··· SUPPLIED DATA ···

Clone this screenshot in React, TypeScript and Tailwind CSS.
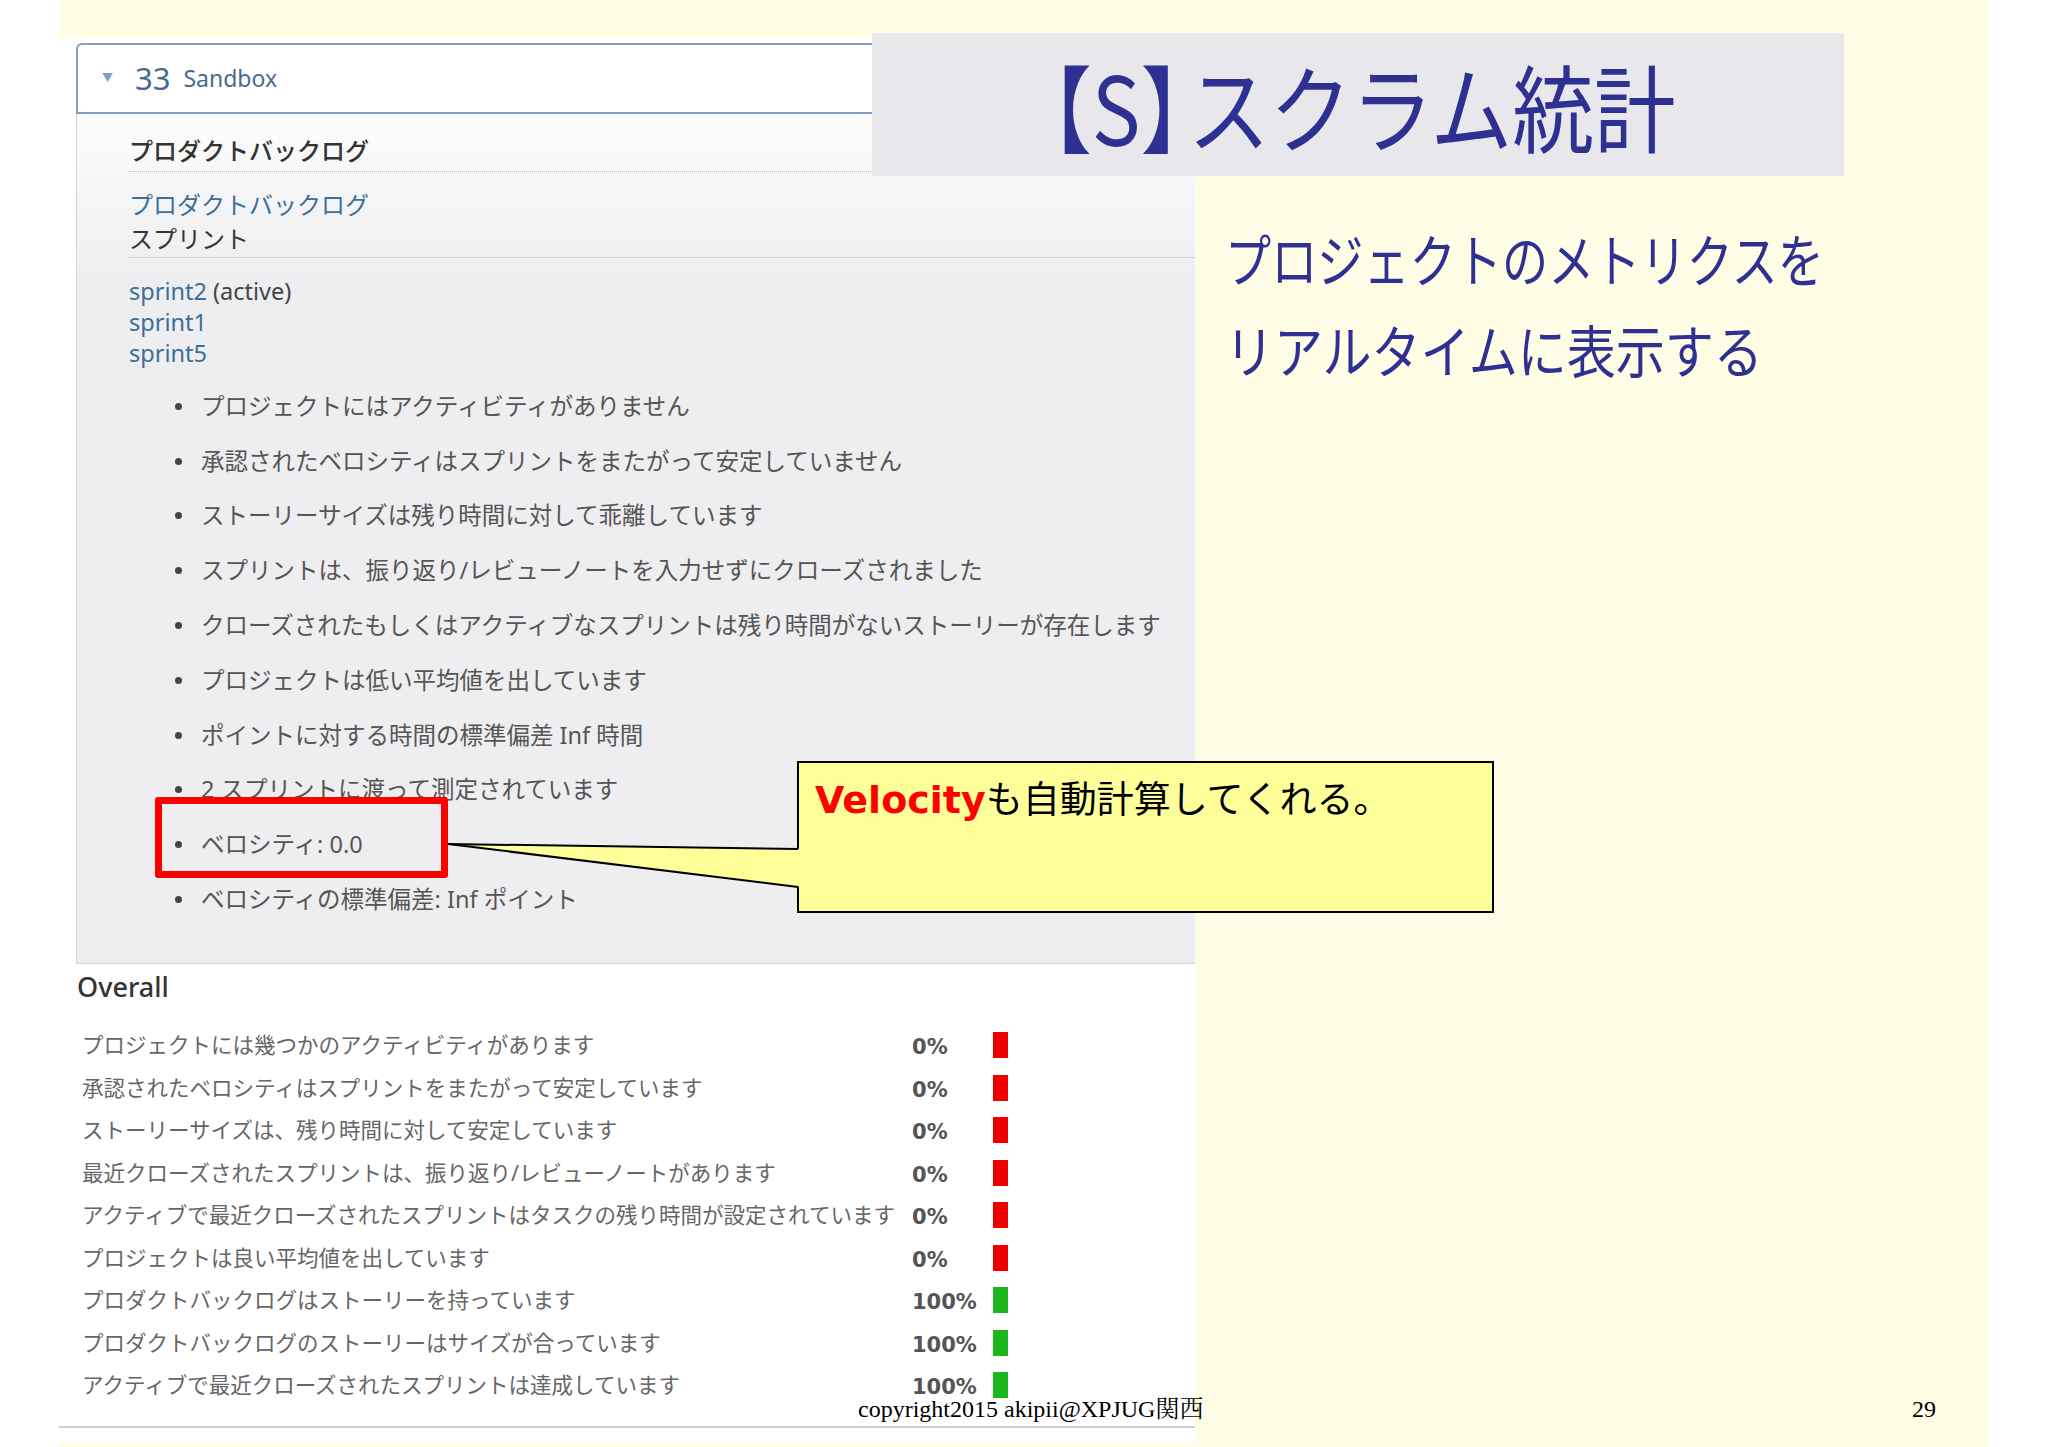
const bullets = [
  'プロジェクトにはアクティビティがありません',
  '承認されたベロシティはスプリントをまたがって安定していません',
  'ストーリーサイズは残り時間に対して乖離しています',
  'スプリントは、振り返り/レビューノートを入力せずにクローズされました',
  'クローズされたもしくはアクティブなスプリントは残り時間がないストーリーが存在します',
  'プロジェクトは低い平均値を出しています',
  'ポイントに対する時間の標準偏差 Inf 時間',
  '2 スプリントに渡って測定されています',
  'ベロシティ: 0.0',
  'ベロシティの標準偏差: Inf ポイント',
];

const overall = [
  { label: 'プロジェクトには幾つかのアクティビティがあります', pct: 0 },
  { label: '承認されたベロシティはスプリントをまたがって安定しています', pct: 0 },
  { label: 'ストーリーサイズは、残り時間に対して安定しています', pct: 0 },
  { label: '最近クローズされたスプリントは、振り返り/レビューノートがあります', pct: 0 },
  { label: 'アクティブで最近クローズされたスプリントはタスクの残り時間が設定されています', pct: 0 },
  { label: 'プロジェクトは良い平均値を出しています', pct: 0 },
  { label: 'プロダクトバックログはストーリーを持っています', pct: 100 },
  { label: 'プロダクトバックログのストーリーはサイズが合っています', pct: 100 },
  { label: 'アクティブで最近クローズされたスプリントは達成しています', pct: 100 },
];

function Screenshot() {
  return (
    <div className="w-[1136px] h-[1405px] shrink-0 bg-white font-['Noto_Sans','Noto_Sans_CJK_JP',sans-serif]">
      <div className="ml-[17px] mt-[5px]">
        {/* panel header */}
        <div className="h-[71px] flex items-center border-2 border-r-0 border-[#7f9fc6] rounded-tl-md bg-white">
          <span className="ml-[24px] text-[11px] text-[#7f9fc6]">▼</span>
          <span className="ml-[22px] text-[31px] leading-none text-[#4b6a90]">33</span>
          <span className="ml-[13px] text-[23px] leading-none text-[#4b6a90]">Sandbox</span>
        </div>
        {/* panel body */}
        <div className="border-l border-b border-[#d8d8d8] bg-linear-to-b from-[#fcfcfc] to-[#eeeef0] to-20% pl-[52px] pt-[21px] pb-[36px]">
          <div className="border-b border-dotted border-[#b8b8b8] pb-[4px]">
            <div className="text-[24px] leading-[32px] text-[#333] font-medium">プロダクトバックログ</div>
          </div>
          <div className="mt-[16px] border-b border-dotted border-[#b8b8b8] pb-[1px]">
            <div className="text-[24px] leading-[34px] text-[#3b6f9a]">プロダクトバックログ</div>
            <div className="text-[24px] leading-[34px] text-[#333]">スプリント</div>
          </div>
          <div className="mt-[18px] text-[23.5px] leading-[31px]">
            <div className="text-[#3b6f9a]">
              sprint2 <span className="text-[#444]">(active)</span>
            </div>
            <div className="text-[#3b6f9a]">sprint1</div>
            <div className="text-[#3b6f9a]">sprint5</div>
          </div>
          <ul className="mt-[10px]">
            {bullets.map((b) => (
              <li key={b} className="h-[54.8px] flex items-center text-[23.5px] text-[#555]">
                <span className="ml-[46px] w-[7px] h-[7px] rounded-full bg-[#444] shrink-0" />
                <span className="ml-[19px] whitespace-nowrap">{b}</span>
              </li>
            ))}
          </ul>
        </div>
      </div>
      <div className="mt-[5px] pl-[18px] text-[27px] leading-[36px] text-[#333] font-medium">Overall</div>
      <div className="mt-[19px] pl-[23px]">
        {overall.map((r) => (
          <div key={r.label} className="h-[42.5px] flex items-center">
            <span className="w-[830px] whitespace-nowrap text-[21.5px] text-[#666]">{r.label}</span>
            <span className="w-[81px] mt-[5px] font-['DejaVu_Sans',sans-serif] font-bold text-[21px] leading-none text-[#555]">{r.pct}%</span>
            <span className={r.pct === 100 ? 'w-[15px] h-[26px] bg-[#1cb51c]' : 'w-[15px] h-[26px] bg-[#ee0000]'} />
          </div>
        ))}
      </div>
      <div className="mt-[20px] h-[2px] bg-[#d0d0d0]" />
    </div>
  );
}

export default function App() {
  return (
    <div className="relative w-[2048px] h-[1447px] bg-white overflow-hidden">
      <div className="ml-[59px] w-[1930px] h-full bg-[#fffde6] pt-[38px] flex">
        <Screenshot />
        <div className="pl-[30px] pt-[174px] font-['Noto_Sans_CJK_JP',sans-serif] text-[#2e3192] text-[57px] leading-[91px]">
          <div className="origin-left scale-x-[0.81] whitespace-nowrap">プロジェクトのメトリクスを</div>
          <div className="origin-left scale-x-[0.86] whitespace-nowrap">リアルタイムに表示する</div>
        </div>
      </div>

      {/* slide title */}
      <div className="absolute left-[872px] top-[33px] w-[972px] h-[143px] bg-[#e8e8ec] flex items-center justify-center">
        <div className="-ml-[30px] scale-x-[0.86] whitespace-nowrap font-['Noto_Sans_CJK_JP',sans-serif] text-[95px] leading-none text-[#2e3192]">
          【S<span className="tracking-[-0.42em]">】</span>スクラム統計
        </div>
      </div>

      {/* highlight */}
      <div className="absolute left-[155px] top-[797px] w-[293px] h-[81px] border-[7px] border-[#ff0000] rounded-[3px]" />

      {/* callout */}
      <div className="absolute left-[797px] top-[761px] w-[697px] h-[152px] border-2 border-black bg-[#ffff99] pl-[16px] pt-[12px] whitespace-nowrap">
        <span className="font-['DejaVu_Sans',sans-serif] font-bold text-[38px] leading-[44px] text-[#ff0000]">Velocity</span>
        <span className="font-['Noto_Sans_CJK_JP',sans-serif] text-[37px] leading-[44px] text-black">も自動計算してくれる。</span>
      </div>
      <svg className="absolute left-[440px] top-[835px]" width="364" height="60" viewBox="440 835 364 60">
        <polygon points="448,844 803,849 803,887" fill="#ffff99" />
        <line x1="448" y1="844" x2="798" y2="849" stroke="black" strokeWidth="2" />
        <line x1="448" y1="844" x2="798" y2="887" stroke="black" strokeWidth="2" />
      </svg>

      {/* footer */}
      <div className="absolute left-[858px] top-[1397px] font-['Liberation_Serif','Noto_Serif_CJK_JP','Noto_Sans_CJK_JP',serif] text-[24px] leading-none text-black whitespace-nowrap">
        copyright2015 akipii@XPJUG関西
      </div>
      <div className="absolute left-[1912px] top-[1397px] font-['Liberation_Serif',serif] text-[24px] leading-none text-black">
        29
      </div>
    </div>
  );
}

···

- **WHAT IS ASKED**
Output the material word for word, omitting its pictures.

- **CORRECT ANSWER**
Clone this screenshot in React, TypeScript and Tailwind CSS.
const bullets = [
  'プロジェクトにはアクティビティがありません',
  '承認されたベロシティはスプリントをまたがって安定していません',
  'ストーリーサイズは残り時間に対して乖離しています',
  'スプリントは、振り返り/レビューノートを入力せずにクローズされました',
  'クローズされたもしくはアクティブなスプリントは残り時間がないストーリーが存在します',
  'プロジェクトは低い平均値を出しています',
  'ポイントに対する時間の標準偏差 Inf 時間',
  '2 スプリントに渡って測定されています',
  'ベロシティ: 0.0',
  'ベロシティの標準偏差: Inf ポイント',
];

const overall = [
  { label: 'プロジェクトには幾つかのアクティビティがあります', pct: 0 },
  { label: '承認されたベロシティはスプリントをまたがって安定しています', pct: 0 },
  { label: 'ストーリーサイズは、残り時間に対して安定しています', pct: 0 },
  { label: '最近クローズされたスプリントは、振り返り/レビューノートがあります', pct: 0 },
  { label: 'アクティブで最近クローズされたスプリントはタスクの残り時間が設定されています', pct: 0 },
  { label: 'プロジェクトは良い平均値を出しています', pct: 0 },
  { label: 'プロダクトバックログはストーリーを持っています', pct: 100 },
  { label: 'プロダクトバックログのストーリーはサイズが合っています', pct: 100 },
  { label: 'アクティブで最近クローズされたスプリントは達成しています', pct: 100 },
];

function Screenshot() {
  return (
    <div className="w-[1136px] h-[1405px] shrink-0 bg-white font-['Noto_Sans','Noto_Sans_CJK_JP',sans-serif]">
      <div className="ml-[17px] mt-[5px]">
        {/* panel header */}
        <div className="h-[71px] flex items-center border-2 border-r-0 border-[#7f9fc6] rounded-tl-md bg-white">
          <span className="ml-[24px] text-[11px] text-[#7f9fc6]">▼</span>
          <span className="ml-[22px] text-[31px] leading-none text-[#4b6a90]">33</span>
          <span className="ml-[13px] text-[23px] leading-none text-[#4b6a90]">Sandbox</span>
        </div>
        {/* panel body */}
        <div className="border-l border-b border-[#d8d8d8] bg-linear-to-b from-[#fcfcfc] to-[#eeeef0] to-20% pl-[52px] pt-[21px] pb-[36px]">
          <div className="border-b border-dotted border-[#b8b8b8] pb-[4px]">
            <div className="text-[24px] leading-[32px] text-[#333] font-medium">プロダクトバックログ</div>
          </div>
          <div className="mt-[16px] border-b border-dotted border-[#b8b8b8] pb-[1px]">
            <div className="text-[24px] leading-[34px] text-[#3b6f9a]">プロダクトバックログ</div>
            <div className="text-[24px] leading-[34px] text-[#333]">スプリント</div>
          </div>
          <div className="mt-[18px] text-[23.5px] leading-[31px]">
            <div className="text-[#3b6f9a]">
              sprint2 <span className="text-[#444]">(active)</span>
            </div>
            <div className="text-[#3b6f9a]">sprint1</div>
            <div className="text-[#3b6f9a]">sprint5</div>
          </div>
          <ul className="mt-[10px]">
            {bullets.map((b) => (
              <li key={b} className="h-[54.8px] flex items-center text-[23.5px] text-[#555]">
                <span className="ml-[46px] w-[7px] h-[7px] rounded-full bg-[#444] shrink-0" />
                <span className="ml-[19px] whitespace-nowrap">{b}</span>
              </li>
            ))}
          </ul>
        </div>
      </div>
      <div className="mt-[5px] pl-[18px] text-[27px] leading-[36px] text-[#333] font-medium">Overall</div>
      <div className="mt-[19px] pl-[23px]">
        {overall.map((r) => (
          <div key={r.label} className="h-[42.5px] flex items-center">
            <span className="w-[830px] whitespace-nowrap text-[21.5px] text-[#666]">{r.label}</span>
            <span className="w-[81px] mt-[5px] font-['DejaVu_Sans',sans-serif] font-bold text-[21px] leading-none text-[#555]">{r.pct}%</span>
            <span className={r.pct === 100 ? 'w-[15px] h-[26px] bg-[#1cb51c]' : 'w-[15px] h-[26px] bg-[#ee0000]'} />
          </div>
        ))}
      </div>
      <div className="mt-[20px] h-[2px] bg-[#d0d0d0]" />
    </div>
  );
}

export default function App() {
  return (
    <div className="relative w-[2048px] h-[1447px] bg-white overflow-hidden">
      <div className="ml-[59px] w-[1930px] h-full bg-[#fffde6] pt-[38px] flex">
        <Screenshot />
        <div className="pl-[30px] pt-[174px] font-['Noto_Sans_CJK_JP',sans-serif] text-[#2e3192] text-[57px] leading-[91px]">
          <div className="origin-left scale-x-[0.81] whitespace-nowrap">プロジェクトのメトリクスを</div>
          <div className="origin-left scale-x-[0.86] whitespace-nowrap">リアルタイムに表示する</div>
        </div>
      </div>

      {/* slide title */}
      <div className="absolute left-[872px] top-[33px] w-[972px] h-[143px] bg-[#e8e8ec] flex items-center justify-center">
        <div className="-ml-[30px] scale-x-[0.86] whitespace-nowrap font-['Noto_Sans_CJK_JP',sans-serif] text-[95px] leading-none text-[#2e3192]">
          【S<span className="tracking-[-0.42em]">】</span>スクラム統計
        </div>
      </div>

      {/* highlight */}
      <div className="absolute left-[155px] top-[797px] w-[293px] h-[81px] border-[7px] border-[#ff0000] rounded-[3px]" />

      {/* callout */}
      <div className="absolute left-[797px] top-[761px] w-[697px] h-[152px] border-2 border-black bg-[#ffff99] pl-[16px] pt-[12px] whitespace-nowrap">
        <span className="font-['DejaVu_Sans',sans-serif] font-bold text-[38px] leading-[44px] text-[#ff0000]">Velocity</span>
        <span className="font-['Noto_Sans_CJK_JP',sans-serif] text-[37px] leading-[44px] text-black">も自動計算してくれる。</span>
      </div>
      <svg className="absolute left-[440px] top-[835px]" width="364" height="60" viewBox="440 835 364 60">
        <polygon points="448,844 803,849 803,887" fill="#ffff99" />
        <line x1="448" y1="844" x2="798" y2="849" stroke="black" strokeWidth="2" />
        <line x1="448" y1="844" x2="798" y2="887" stroke="black" strokeWidth="2" />
      </svg>

      {/* footer */}
      <div className="absolute left-[858px] top-[1397px] font-['Liberation_Serif','Noto_Serif_CJK_JP','Noto_Sans_CJK_JP',serif] text-[24px] leading-none text-black whitespace-nowrap">
        copyright2015 akipii@XPJUG関西
      </div>
      <div className="absolute left-[1912px] top-[1397px] font-['Liberation_Serif',serif] text-[24px] leading-none text-black">
        29
      </div>
    </div>
  );
}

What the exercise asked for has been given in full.